17. In the aforesaid facts and circumstances, in our opinion, the direction given by the hearing authority is not a condition precedent for implementation of the modified approved scheme. However, it shall be necessary for the State to carry out the direction.

18. The modified scheme was published under sub-section (2) of Section 102 on 20.3.1995. It was approved by the hearing authority on 15.3.1996. It cannot be disputed that the modified approved scheme in question has created a right in favour of the existing operators mentioned in the notification to obtain permits for plying their buses on the routes in question.

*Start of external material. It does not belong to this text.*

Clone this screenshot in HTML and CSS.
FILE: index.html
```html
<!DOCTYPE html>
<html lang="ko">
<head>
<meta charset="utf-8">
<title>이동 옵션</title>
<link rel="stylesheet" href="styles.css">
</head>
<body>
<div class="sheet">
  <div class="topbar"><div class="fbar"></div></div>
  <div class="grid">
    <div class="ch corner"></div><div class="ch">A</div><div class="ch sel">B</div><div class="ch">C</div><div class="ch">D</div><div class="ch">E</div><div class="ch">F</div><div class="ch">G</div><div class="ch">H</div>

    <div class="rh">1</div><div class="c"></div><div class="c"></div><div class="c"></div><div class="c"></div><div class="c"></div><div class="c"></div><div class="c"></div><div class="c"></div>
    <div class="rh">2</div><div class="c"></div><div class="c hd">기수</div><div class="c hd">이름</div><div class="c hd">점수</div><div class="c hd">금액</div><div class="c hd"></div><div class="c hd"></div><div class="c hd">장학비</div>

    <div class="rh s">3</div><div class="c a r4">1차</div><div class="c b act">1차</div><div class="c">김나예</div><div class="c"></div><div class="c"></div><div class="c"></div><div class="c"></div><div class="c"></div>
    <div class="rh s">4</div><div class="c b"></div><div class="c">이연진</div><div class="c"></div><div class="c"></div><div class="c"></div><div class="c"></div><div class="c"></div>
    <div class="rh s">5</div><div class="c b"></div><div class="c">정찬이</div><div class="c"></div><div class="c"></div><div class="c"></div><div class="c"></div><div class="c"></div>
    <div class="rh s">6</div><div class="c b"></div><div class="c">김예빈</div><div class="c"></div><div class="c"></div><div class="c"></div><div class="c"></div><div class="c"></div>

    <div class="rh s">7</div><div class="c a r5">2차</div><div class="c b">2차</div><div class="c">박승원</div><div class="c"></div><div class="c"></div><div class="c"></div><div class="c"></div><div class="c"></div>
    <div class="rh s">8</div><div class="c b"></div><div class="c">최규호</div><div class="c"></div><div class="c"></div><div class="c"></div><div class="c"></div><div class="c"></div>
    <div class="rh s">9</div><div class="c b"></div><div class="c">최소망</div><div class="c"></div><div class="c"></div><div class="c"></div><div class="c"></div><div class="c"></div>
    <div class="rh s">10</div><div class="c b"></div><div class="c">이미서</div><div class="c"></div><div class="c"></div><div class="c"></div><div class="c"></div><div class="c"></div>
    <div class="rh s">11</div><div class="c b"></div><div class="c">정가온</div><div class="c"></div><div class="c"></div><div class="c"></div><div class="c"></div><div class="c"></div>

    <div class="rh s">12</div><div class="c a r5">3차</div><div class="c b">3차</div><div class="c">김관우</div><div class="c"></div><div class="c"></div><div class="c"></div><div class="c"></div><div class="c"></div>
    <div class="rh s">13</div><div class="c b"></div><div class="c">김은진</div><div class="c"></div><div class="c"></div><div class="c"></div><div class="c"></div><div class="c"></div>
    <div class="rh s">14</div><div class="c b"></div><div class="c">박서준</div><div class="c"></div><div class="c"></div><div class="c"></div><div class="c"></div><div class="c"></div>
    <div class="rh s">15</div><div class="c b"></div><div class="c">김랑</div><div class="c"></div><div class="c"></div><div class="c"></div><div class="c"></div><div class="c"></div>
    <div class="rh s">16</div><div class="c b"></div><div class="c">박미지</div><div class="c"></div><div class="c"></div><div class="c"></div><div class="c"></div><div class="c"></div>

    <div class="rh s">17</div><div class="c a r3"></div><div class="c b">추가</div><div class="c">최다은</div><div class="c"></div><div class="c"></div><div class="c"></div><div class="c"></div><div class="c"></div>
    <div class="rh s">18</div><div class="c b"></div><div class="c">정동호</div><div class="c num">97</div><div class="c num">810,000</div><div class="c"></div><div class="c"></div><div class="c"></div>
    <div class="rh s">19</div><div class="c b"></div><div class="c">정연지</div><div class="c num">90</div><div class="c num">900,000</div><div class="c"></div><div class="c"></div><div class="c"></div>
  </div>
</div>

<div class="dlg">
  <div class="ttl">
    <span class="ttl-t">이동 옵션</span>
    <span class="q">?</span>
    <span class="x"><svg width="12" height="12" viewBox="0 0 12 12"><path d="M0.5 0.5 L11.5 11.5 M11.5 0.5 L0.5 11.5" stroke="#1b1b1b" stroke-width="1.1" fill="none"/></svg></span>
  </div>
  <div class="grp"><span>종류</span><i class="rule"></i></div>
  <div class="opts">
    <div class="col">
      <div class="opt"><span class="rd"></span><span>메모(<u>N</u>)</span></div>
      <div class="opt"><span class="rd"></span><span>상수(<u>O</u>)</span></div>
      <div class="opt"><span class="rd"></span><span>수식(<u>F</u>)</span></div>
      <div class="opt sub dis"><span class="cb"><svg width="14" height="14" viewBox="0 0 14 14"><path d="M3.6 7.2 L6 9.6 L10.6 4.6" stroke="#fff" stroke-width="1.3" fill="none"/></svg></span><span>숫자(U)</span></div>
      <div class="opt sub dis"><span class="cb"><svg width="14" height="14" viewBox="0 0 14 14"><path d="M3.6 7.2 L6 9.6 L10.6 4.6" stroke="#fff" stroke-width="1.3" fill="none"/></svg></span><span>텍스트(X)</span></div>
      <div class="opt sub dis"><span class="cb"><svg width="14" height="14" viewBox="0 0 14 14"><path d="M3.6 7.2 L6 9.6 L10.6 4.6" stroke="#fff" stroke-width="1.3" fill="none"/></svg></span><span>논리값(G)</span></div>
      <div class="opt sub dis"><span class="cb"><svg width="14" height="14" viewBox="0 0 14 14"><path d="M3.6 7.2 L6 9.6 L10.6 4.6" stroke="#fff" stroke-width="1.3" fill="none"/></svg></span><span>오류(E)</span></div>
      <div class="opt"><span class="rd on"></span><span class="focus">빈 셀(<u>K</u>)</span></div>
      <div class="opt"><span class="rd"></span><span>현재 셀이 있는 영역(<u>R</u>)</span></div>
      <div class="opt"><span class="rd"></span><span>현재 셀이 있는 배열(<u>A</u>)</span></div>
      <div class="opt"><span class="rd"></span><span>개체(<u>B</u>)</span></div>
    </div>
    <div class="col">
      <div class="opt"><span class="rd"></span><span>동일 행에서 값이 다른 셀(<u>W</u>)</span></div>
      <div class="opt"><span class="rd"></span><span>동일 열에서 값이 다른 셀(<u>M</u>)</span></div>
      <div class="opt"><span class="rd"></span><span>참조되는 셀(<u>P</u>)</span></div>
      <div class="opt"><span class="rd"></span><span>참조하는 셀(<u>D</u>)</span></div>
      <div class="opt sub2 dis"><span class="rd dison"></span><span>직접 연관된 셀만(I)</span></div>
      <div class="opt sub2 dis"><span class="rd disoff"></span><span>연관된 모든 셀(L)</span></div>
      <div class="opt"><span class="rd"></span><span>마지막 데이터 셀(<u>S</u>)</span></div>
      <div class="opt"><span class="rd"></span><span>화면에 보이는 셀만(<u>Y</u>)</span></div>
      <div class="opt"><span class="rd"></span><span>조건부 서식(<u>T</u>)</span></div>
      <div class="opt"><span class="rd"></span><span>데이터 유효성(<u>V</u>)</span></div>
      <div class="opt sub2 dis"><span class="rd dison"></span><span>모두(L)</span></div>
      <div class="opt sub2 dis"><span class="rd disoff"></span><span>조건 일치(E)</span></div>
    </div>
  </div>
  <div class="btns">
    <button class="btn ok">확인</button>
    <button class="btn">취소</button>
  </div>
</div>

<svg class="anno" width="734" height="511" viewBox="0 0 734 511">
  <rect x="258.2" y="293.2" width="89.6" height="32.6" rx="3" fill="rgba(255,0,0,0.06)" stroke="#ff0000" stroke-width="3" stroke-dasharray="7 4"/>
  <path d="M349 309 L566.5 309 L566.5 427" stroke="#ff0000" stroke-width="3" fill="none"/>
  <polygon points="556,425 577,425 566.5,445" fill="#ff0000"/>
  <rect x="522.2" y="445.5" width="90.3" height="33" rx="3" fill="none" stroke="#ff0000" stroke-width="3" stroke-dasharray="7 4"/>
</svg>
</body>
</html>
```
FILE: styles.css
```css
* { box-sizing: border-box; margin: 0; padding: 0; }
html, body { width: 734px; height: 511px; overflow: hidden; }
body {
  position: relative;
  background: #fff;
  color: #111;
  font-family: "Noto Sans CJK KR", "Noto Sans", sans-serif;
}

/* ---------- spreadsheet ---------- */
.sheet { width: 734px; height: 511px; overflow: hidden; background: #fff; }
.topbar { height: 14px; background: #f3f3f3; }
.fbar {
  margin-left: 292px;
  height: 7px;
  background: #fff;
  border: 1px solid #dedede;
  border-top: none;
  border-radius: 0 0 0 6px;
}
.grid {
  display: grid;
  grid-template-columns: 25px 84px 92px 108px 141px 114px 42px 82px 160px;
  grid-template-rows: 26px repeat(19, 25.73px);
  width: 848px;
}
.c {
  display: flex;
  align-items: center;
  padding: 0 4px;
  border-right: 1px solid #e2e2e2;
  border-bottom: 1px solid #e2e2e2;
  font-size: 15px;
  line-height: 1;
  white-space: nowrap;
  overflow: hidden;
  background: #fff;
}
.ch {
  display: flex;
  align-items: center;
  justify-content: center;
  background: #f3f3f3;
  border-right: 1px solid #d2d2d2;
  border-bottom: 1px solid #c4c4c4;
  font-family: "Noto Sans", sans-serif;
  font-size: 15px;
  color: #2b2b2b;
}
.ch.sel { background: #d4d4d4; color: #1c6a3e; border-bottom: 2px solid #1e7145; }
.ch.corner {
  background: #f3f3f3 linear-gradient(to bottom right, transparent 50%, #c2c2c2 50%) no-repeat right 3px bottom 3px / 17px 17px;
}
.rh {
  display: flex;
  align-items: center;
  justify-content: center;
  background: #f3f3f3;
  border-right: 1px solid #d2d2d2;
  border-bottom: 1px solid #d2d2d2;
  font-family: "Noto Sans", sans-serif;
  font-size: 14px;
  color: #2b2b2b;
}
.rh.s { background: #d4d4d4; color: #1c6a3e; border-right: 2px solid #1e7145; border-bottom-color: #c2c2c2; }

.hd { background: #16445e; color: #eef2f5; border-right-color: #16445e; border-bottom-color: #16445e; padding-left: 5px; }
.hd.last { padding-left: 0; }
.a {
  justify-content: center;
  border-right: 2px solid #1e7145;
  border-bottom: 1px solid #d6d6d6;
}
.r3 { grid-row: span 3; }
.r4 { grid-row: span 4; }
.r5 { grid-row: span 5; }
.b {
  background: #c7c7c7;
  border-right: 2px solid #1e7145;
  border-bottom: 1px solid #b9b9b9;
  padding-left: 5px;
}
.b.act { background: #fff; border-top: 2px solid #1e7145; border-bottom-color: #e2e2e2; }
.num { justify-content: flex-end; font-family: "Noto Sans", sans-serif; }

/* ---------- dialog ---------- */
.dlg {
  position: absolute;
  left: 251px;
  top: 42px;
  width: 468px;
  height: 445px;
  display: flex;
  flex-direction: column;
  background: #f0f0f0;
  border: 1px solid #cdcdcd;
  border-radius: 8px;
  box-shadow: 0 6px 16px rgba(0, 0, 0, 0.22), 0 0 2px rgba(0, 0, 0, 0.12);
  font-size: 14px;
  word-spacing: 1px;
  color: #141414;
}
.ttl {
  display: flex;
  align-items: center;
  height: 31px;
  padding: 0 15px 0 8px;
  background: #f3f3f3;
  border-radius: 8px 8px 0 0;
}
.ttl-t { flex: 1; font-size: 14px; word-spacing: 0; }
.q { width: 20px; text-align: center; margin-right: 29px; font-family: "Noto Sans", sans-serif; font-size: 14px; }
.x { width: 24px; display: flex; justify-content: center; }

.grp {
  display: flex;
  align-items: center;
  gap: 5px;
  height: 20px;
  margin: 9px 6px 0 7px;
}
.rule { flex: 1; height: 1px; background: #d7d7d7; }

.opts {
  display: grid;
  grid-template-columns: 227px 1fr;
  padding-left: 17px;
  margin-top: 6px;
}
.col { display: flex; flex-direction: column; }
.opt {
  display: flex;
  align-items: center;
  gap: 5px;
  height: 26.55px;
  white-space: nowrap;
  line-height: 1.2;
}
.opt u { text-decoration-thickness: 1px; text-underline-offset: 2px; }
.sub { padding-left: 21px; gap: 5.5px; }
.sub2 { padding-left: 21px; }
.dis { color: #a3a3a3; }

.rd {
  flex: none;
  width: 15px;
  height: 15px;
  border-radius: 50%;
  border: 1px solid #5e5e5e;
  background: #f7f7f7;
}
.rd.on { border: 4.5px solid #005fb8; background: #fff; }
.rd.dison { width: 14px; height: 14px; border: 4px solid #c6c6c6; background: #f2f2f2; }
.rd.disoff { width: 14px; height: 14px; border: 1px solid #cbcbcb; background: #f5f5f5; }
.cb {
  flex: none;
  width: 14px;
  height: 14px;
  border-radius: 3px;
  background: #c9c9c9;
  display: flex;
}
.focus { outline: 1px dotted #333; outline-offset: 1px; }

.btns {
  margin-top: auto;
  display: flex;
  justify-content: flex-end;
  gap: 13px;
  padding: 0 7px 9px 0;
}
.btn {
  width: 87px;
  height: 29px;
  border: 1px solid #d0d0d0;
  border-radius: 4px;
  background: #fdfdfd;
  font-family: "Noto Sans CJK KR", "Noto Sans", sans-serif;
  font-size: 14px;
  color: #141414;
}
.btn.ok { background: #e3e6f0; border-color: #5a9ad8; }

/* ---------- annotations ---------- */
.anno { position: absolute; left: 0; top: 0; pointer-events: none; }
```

However, respondent No. 3 took the stand that their application for grant of permits cannot be entertained as the direction of the hearing authority to publish the private approved scheme has not been carried out and consideration of their applications was deferred as is clear from the letter dated 16.12.1996 vide resolution No. 9, dated 23.11.1996. In our opinion, the order on the part of respondent No. 3 was not justified. There is also nothing on record to explain the conduct of respondent No. 1 as to why the direction of the hearing authority contained in the order dated 15.3.1996 was not complied with. The authorities even ignored the findings of the hearing authority that it is expedient and necessary in the interest of general public to approve the modification in the scheme as after 1971 the situation has altogether changed and there is requirement of more transport services. In our opinion, the requisite notification as directed by order dated 15.3.1996 ought to have been published without delay.

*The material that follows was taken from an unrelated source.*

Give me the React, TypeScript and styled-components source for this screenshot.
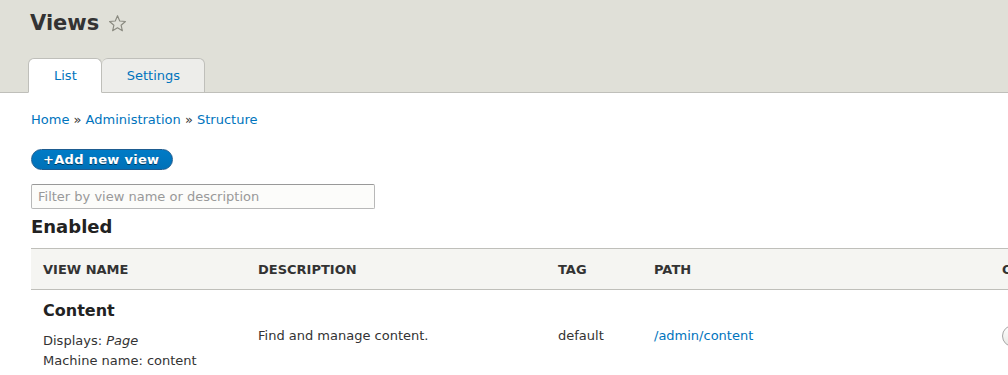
import React from "react";
import styled, { createGlobalStyle } from "styled-components";

const Global = createGlobalStyle`
  html, body { margin: 0; padding: 0; background: #fff; overflow: hidden; }
  body { font-family: "DejaVu Sans", Verdana, sans-serif; font-size: 13px; color: #333; }
  * { box-sizing: border-box; }
`;

const Page = styled.div`
  width: 1300px;
`;

const Header = styled.header`
  background: #e0e0d8;
  border-bottom: 1px solid #bfbfba;
  padding: 0 0 0 28px;
  height: 93px;
  display: flex;
  flex-direction: column;
  justify-content: space-between;
`;

const TitleRow = styled.div`
  display: flex;
  align-items: center;
  gap: 9px;
  padding: 10px 0 0 2px;
`;

const Title = styled.h1`
  margin: 0;
  font-size: 21px;
  line-height: 26px;
  font-weight: bold;
  color: #333;
`;

const Tabs = styled.ul`
  list-style: none;
  margin: 0 0 -1px;
  padding: 0;
  display: flex;
`;

const Tab = styled.li<{ $active?: boolean }>`
  height: 35px;
  padding: 0 24px 0 25px;
  display: flex;
  align-items: center;
  border: 1px solid #bfbfba;
  border-bottom: ${(p) => (p.$active ? "1px solid #fff" : "1px solid #bfbfba")};
  border-left: ${(p) => (p.$active ? "1px solid #bfbfba" : "none")};
  border-radius: 6px 6px 0 0;
  background: ${(p) => (p.$active ? "#fff" : "#ededea")};
  color: #0074bd;
  font-size: 13px;
`;

const Main = styled.main`
  padding: 0 31px;
`;

const Breadcrumb = styled.nav`
  margin-top: 18px;
  line-height: 18px;
  color: #333;
  a { color: #0074bd; text-decoration: none; }
`;

const AddButton = styled.a`
  margin-top: 20px;
  display: inline-flex;
  align-items: center;
  height: 21px;
  padding: 0 13px 0 11px;
  border-radius: 20px;
  background: linear-gradient(#007bc6, #0071b8);
  border: 1px solid #1e5c90;
  color: #fff;
  font-weight: bold;
  font-size: 13px;
  text-shadow: 0 1px rgba(0, 0, 0, 0.5);
  letter-spacing: 0.3px;
`;

const Filter = styled.input`
  display: block;
  margin-top: 14px;
  width: 344px;
  height: 25px;
  border: 1px solid #b8b8b8;
  border-top-color: #999;
  border-radius: 2px;
  background: #fcfcfa;
  padding: 0 6px;
  font-family: "DejaVu Sans", Verdana, sans-serif;
  font-size: 13px;
  color: #333;
  &::placeholder { color: #999; }
`;

const SectionTitle = styled.h2`
  margin: 7px 0 0;
  font-size: 18px;
  line-height: 22px;
  font-weight: bold;
  color: #222;
`;

const Table = styled.table`
  margin-top: 10px;
  border-collapse: collapse;
  width: 1250px;
`;

const Th = styled.th<{ $w?: number }>`
  width: ${(p) => (p.$w ? `${p.$w}px` : "auto")};
  background: #f5f5f2;
  border-top: 1px solid #bfbfba;
  border-bottom: 1px solid #bfbfba;
  text-align: left;
  text-transform: uppercase;
  font-size: 13px;
  font-weight: bold;
  color: #333;
  padding: 0 12px;
  height: 41px;
`;

const Td = styled.td`
  padding: 10px 12px;
  vertical-align: middle;
  color: #333;
  line-height: 20px;
  a { color: #0074bd; text-decoration: none; }
`;

const ViewName = styled.h3`
  margin: 1px 0 10px;
  font-size: 16px;
  line-height: 20px;
  font-weight: bold;
  color: #222;
`;

const Meta = styled.div`
  font-size: 13px;
  line-height: 20px;
`;

const DropButton = styled.span`
  display: inline-flex;
  align-items: center;
  height: 22px;
  padding: 0 14px;
  border: 1px solid #a6a6a6;
  border-radius: 11px;
  background: linear-gradient(#fefefe, #e8e8e4);
  font-size: 13px;
  color: #333;
`;

const Star = () => (
  <svg width="19" height="19" viewBox="0 0 20 20">
    <path
      d="M10 1.8l2.35 5.55 6 .5-4.57 3.95 1.38 5.86L10 14.55l-5.16 3.1 1.38-5.86L1.65 7.85l6-.5z"
      fill="none"
      stroke="#8a8a80"
      strokeWidth="1.2"
      strokeLinejoin="round"
    />
  </svg>
);

export default function App() {
  return (
    <Page>
      <Global />
      <Header>
        <TitleRow>
          <Title>Views</Title>
          <Star />
        </TitleRow>
        <Tabs>
          <Tab $active>List</Tab>
          <Tab>Settings</Tab>
        </Tabs>
      </Header>
      <Main>
        <Breadcrumb>
          <a href="#">Home</a> » <a href="#">Administration</a> » <a href="#">Structure</a>
        </Breadcrumb>
        <AddButton>+Add new view</AddButton>
        <Filter placeholder="Filter by view name or description" />
        <SectionTitle>Enabled</SectionTitle>
        <Table>
          <thead>
            <tr>
              <Th $w={215}>View name</Th>
              <Th $w={300}>Description</Th>
              <Th $w={96}>Tag</Th>
              <Th $w={348}>Path</Th>
              <Th>Operations</Th>
            </tr>
          </thead>
          <tbody>
            <tr>
              <Td>
                <ViewName>Content</ViewName>
                <Meta>
                  Displays: <em>Page</em>
                </Meta>
                <Meta>Machine name: content</Meta>
              </Td>
              <Td>Find and manage content.</Td>
              <Td>default</Td>
              <Td>
                <a href="#">/admin/content</a>
              </Td>
              <Td>
                <DropButton>Edit</DropButton>
              </Td>
            </tr>
          </tbody>
        </Table>
      </Main>
    </Page>
  );
}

19. For the reasons stated above, this writ petition is allowed with the following direction :

(1) Respondents are directed to implement the modified approved scheme in question without any further delay ;
(2) Respondent No. 1 is directed to publish the correct Hindi version of the modified approved scheme as directed by respondent No. 2 within a month from the date a copy of this order is filed before it. However, it is made clear that the publication of the Hindi version shall not be taken to be a condition precedent for implementing the modified approved scheme which has been found legal and valid by the hearing authority by order dated 15.3.1996.

20. There will be no order as to costs.